*What is asked*:
How many lines hold the string "styles"? Give only the number.

*Records shown*:
====================
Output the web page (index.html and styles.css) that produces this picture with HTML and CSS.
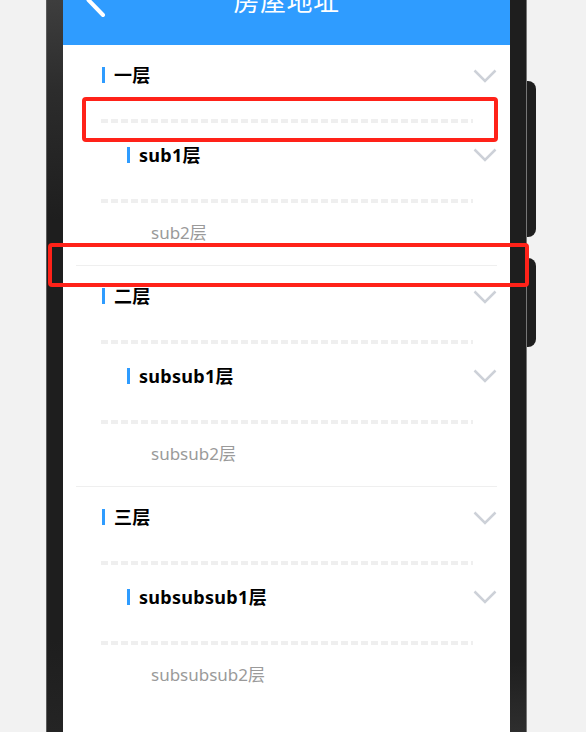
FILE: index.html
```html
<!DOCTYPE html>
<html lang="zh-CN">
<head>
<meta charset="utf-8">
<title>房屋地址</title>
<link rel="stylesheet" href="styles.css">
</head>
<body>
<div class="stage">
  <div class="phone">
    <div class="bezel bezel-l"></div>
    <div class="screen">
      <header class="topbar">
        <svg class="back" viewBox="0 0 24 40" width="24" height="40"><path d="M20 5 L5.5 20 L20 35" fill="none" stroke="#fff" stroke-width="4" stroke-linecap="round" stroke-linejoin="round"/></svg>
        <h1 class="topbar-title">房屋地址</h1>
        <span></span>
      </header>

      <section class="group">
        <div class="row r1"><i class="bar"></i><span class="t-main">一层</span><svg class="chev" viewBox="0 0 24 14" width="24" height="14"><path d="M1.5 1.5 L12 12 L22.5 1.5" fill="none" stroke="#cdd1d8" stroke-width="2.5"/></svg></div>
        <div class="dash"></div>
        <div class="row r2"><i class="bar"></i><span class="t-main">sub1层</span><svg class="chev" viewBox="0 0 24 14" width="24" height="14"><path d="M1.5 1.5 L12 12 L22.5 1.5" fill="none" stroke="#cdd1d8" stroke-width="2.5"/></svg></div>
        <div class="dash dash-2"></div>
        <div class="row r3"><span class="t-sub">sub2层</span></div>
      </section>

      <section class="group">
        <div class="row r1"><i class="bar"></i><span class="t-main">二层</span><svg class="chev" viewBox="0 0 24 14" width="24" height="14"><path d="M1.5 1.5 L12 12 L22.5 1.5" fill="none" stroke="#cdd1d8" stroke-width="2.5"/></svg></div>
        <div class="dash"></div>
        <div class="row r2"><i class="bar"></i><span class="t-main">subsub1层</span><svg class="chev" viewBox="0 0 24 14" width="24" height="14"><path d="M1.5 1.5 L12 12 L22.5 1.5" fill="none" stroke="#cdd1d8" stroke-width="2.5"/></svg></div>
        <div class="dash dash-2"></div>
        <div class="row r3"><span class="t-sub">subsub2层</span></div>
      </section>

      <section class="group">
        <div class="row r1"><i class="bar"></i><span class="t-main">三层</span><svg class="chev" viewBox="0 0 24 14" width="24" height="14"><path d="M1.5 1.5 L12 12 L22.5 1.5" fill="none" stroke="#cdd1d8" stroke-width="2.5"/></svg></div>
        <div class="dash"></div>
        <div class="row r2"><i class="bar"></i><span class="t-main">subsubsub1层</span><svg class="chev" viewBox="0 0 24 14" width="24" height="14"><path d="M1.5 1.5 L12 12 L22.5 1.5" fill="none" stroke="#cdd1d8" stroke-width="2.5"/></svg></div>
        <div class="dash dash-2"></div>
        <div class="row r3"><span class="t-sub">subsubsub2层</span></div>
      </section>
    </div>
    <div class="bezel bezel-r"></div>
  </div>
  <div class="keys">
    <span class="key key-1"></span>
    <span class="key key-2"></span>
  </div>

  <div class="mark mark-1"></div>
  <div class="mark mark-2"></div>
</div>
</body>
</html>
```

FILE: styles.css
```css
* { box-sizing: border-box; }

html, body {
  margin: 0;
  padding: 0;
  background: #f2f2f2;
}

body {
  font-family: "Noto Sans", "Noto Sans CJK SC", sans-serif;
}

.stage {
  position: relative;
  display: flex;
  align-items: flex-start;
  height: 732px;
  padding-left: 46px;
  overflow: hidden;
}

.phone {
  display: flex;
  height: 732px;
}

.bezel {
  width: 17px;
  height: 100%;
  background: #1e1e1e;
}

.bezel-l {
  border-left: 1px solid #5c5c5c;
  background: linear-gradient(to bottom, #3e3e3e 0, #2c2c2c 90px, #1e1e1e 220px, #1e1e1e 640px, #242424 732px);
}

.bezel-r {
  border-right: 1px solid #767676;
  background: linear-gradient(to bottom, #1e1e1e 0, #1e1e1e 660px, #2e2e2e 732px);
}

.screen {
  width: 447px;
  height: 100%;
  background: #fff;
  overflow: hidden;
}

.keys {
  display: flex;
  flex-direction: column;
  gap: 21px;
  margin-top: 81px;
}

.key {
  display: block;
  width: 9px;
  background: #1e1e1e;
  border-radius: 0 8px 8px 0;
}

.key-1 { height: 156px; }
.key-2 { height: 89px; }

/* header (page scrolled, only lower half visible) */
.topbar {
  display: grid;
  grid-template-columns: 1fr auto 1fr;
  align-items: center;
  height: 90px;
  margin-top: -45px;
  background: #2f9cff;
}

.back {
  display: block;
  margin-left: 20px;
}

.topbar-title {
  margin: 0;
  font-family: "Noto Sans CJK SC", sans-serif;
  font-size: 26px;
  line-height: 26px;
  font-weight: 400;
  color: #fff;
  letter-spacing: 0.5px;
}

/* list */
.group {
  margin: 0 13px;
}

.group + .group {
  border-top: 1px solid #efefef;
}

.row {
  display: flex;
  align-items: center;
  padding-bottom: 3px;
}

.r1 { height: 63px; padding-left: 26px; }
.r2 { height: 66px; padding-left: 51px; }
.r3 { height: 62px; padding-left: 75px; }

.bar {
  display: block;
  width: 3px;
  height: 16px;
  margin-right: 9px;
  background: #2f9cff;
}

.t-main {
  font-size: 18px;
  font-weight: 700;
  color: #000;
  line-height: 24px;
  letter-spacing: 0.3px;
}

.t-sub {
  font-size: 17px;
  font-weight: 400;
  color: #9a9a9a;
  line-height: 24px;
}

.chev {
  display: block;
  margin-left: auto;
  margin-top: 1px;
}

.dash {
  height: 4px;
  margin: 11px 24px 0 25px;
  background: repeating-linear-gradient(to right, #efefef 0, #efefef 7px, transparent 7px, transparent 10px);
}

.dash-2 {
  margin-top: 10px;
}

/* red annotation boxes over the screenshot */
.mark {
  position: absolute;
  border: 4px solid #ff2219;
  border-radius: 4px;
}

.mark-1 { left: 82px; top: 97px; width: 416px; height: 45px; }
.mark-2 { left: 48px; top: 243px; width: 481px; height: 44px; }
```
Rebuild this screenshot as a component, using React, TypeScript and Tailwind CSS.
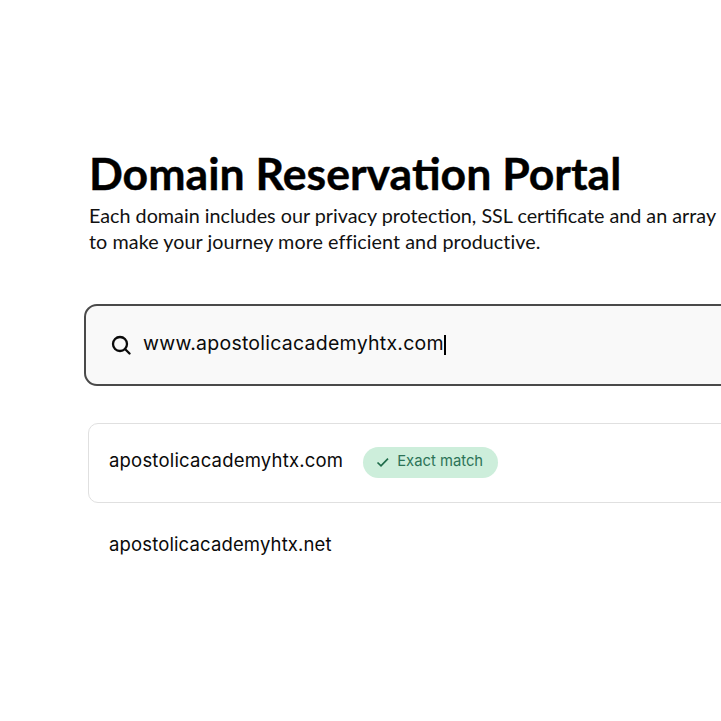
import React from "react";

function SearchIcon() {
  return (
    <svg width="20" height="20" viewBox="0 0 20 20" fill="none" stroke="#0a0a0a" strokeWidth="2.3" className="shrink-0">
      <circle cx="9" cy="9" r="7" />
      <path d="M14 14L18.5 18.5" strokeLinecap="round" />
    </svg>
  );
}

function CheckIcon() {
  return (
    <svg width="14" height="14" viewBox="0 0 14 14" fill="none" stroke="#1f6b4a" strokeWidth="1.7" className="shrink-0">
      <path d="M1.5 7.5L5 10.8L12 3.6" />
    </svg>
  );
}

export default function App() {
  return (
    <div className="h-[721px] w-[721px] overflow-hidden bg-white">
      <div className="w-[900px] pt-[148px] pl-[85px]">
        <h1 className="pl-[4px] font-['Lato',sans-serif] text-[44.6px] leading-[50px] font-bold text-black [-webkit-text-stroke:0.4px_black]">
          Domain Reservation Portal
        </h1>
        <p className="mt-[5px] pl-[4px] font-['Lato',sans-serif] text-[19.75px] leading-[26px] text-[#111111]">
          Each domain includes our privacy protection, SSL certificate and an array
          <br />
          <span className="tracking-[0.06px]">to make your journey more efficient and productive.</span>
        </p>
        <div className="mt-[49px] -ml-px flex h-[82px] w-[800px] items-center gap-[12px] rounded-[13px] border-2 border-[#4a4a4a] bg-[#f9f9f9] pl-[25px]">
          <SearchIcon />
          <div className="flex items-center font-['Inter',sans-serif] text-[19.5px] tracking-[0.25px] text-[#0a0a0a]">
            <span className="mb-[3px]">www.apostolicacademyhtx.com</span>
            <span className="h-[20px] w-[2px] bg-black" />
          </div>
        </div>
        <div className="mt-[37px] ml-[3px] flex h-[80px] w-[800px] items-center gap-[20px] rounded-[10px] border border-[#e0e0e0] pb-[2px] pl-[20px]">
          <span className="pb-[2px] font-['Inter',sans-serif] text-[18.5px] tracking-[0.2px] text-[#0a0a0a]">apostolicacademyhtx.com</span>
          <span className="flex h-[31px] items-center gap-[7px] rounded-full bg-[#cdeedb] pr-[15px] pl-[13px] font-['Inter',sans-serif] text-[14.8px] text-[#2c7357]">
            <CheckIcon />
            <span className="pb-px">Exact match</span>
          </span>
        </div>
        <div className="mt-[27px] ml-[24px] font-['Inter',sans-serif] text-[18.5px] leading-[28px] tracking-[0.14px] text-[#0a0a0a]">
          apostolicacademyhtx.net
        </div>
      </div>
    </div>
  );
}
====================
*Result of this exercise*:
3